#### [What you will do]
Count how many lines hold the string "this". Answer with that number and nothing more.

#### [Dataset]

◆ ◆ ◆ ◆

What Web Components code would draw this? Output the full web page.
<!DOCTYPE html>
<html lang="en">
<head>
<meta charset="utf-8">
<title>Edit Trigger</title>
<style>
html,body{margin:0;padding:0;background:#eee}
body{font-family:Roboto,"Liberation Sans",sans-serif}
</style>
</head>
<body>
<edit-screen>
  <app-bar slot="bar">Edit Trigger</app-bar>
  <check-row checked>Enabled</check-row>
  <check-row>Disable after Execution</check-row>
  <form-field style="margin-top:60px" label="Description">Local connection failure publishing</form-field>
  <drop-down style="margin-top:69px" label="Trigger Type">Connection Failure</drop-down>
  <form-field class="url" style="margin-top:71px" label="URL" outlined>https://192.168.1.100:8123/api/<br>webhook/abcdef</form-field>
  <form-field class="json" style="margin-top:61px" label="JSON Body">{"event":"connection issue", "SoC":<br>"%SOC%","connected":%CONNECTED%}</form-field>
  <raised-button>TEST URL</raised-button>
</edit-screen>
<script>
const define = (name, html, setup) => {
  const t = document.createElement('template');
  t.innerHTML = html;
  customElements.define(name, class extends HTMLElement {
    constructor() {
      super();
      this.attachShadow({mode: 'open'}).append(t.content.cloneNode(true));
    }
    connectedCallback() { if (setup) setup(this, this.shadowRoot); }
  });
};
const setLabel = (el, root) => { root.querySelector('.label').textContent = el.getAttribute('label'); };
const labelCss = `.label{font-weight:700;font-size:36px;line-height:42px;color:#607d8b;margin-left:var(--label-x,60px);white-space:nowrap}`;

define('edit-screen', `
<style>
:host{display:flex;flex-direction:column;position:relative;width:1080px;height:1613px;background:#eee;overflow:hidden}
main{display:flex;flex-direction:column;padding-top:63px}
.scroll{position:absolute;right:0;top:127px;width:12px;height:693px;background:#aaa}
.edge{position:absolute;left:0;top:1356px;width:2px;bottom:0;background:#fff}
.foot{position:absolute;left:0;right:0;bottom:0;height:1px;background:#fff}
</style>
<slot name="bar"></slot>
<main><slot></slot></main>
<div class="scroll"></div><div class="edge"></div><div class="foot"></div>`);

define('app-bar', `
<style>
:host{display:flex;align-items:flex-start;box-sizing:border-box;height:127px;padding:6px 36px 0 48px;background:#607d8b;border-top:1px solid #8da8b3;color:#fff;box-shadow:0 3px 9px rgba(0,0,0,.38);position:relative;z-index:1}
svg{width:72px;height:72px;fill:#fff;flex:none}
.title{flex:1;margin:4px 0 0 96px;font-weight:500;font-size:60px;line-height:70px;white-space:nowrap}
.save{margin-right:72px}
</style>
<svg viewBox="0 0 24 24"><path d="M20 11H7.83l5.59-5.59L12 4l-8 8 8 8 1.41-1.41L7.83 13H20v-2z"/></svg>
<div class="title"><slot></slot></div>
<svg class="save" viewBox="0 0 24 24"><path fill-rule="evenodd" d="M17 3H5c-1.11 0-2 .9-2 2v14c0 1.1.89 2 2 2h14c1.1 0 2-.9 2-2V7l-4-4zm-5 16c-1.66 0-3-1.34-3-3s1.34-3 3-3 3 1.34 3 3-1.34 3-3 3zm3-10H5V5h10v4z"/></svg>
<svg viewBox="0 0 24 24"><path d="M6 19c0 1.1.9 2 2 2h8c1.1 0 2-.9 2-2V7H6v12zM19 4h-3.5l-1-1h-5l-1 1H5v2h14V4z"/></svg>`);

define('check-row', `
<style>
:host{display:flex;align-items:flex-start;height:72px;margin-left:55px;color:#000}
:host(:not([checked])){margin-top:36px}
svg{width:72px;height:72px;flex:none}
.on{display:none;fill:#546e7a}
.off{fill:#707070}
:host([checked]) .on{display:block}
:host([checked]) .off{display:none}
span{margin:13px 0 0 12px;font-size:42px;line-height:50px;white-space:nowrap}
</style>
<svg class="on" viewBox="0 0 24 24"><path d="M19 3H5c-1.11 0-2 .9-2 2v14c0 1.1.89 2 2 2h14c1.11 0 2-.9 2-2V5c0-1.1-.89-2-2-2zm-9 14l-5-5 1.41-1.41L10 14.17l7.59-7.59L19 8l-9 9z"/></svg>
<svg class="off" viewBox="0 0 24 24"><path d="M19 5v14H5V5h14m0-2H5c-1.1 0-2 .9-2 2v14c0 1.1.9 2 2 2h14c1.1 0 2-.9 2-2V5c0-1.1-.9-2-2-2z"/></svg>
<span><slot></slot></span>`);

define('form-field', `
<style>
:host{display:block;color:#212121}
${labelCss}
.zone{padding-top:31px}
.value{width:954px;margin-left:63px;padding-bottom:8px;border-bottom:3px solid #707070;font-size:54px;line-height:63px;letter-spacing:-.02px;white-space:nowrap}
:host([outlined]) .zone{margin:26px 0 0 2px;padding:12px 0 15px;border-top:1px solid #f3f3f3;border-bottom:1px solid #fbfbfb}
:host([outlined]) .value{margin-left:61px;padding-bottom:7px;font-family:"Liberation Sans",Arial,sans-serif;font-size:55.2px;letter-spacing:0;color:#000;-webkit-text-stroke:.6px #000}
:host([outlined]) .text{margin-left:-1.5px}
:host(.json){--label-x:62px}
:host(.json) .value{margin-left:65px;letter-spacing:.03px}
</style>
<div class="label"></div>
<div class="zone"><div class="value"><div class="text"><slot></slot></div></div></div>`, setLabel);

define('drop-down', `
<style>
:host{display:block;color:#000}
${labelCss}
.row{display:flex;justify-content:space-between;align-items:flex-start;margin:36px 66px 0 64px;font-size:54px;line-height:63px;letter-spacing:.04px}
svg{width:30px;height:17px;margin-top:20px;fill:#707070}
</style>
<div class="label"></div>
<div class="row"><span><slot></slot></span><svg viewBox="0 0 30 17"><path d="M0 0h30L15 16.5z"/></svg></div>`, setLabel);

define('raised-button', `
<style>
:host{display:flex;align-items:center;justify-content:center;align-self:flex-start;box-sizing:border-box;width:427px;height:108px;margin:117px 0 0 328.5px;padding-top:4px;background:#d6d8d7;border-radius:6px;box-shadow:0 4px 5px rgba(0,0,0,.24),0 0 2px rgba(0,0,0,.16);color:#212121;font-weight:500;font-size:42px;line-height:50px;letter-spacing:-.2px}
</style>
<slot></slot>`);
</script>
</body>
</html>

◆ ◆ ◆ ◆

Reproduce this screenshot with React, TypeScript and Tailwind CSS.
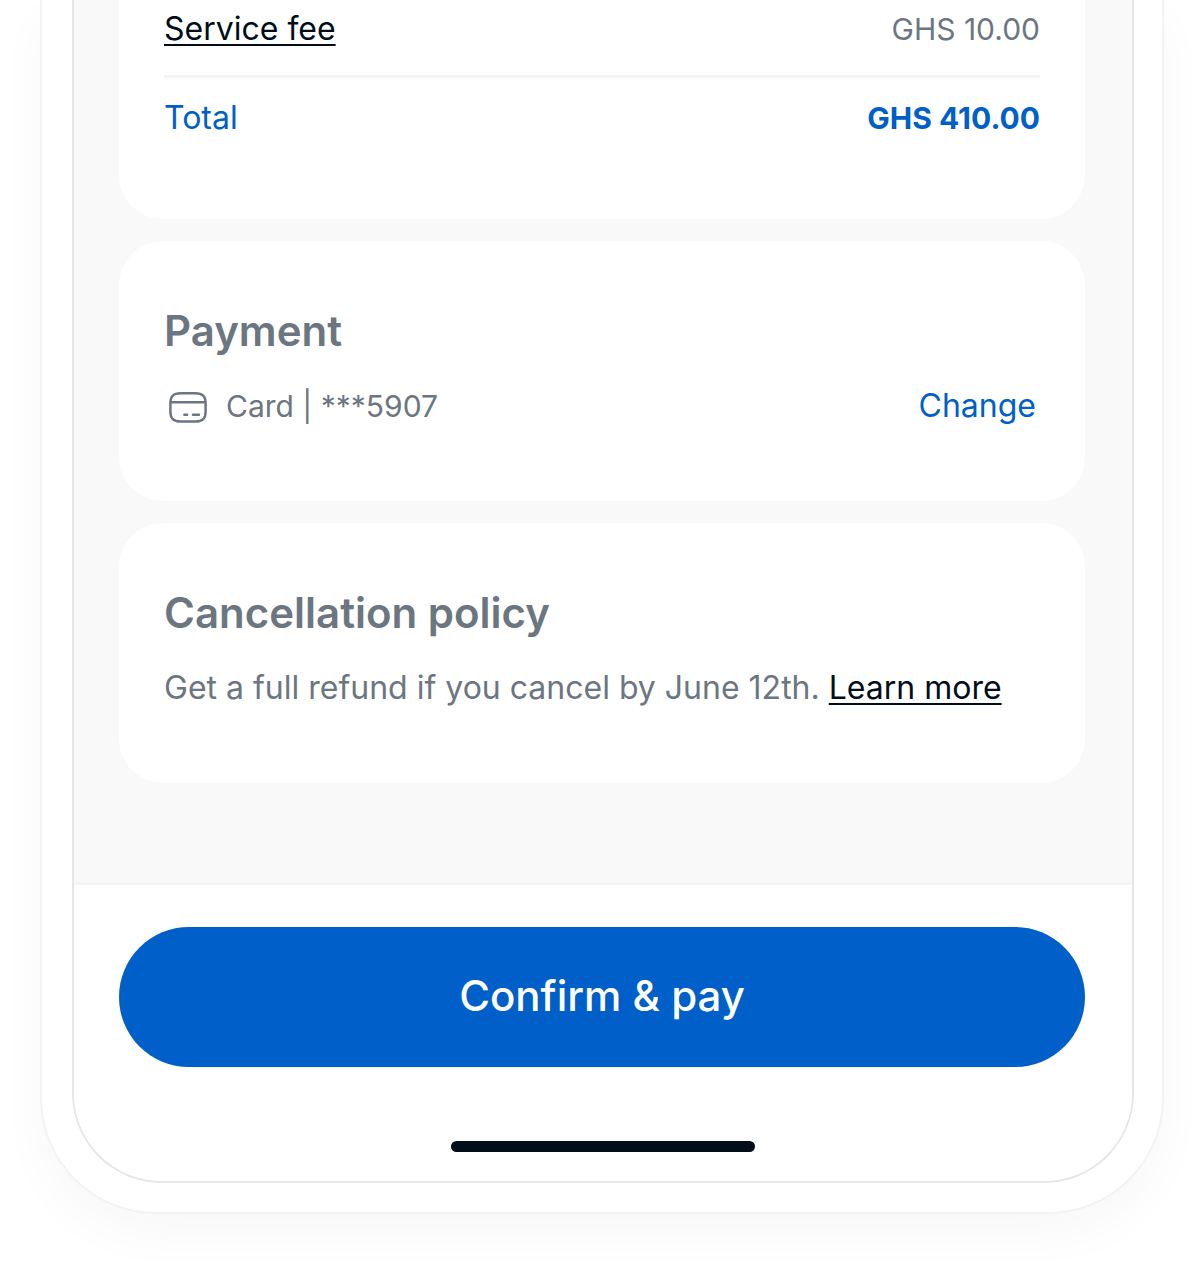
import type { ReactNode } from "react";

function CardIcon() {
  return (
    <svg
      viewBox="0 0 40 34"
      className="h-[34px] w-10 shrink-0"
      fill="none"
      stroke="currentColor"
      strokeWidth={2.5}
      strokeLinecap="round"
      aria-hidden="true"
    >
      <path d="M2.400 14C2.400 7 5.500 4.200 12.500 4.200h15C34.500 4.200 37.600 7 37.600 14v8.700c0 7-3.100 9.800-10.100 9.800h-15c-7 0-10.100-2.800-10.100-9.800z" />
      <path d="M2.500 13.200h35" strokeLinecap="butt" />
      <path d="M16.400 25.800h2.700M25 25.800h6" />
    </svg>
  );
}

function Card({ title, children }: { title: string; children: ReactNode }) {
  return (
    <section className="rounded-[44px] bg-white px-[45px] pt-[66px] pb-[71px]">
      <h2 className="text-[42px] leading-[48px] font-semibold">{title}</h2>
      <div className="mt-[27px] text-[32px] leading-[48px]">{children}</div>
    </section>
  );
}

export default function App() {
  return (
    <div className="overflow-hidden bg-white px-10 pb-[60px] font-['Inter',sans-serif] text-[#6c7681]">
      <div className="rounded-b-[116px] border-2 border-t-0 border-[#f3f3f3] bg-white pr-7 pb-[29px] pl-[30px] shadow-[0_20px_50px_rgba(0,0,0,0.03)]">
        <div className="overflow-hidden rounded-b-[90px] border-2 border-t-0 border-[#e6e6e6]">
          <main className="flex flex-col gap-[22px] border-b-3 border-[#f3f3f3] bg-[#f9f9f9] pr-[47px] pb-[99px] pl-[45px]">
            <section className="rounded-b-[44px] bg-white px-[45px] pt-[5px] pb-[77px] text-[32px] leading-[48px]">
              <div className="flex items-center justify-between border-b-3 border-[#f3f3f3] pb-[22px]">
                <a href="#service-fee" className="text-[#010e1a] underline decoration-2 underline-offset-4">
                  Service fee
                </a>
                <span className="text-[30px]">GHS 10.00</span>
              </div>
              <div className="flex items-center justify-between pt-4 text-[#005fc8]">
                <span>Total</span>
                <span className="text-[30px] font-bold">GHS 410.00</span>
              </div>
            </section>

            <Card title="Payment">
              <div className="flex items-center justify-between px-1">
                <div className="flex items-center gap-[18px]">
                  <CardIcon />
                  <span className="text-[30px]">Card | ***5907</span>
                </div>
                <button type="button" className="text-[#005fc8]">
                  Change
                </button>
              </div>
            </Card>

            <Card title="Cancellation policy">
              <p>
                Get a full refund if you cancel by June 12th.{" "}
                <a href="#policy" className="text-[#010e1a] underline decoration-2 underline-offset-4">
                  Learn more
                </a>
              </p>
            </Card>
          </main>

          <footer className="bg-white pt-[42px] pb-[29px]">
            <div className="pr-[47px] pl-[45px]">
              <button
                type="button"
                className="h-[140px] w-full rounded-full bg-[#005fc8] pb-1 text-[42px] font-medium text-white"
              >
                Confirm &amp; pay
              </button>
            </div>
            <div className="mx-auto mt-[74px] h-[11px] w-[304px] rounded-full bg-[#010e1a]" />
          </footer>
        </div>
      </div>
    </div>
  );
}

◆ ◆ ◆ ◆

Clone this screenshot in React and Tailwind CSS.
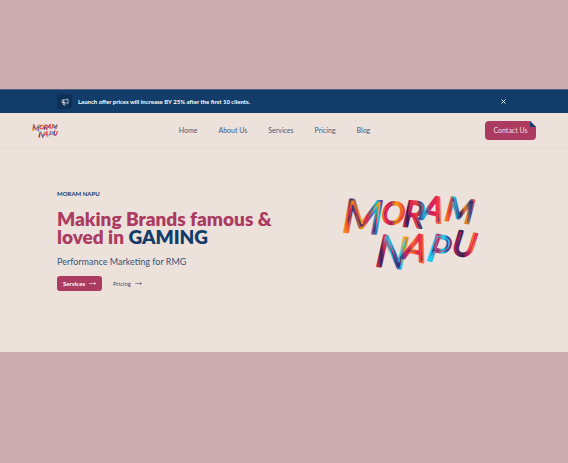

◆ ◆ ◆ ◆

#### [Response]
5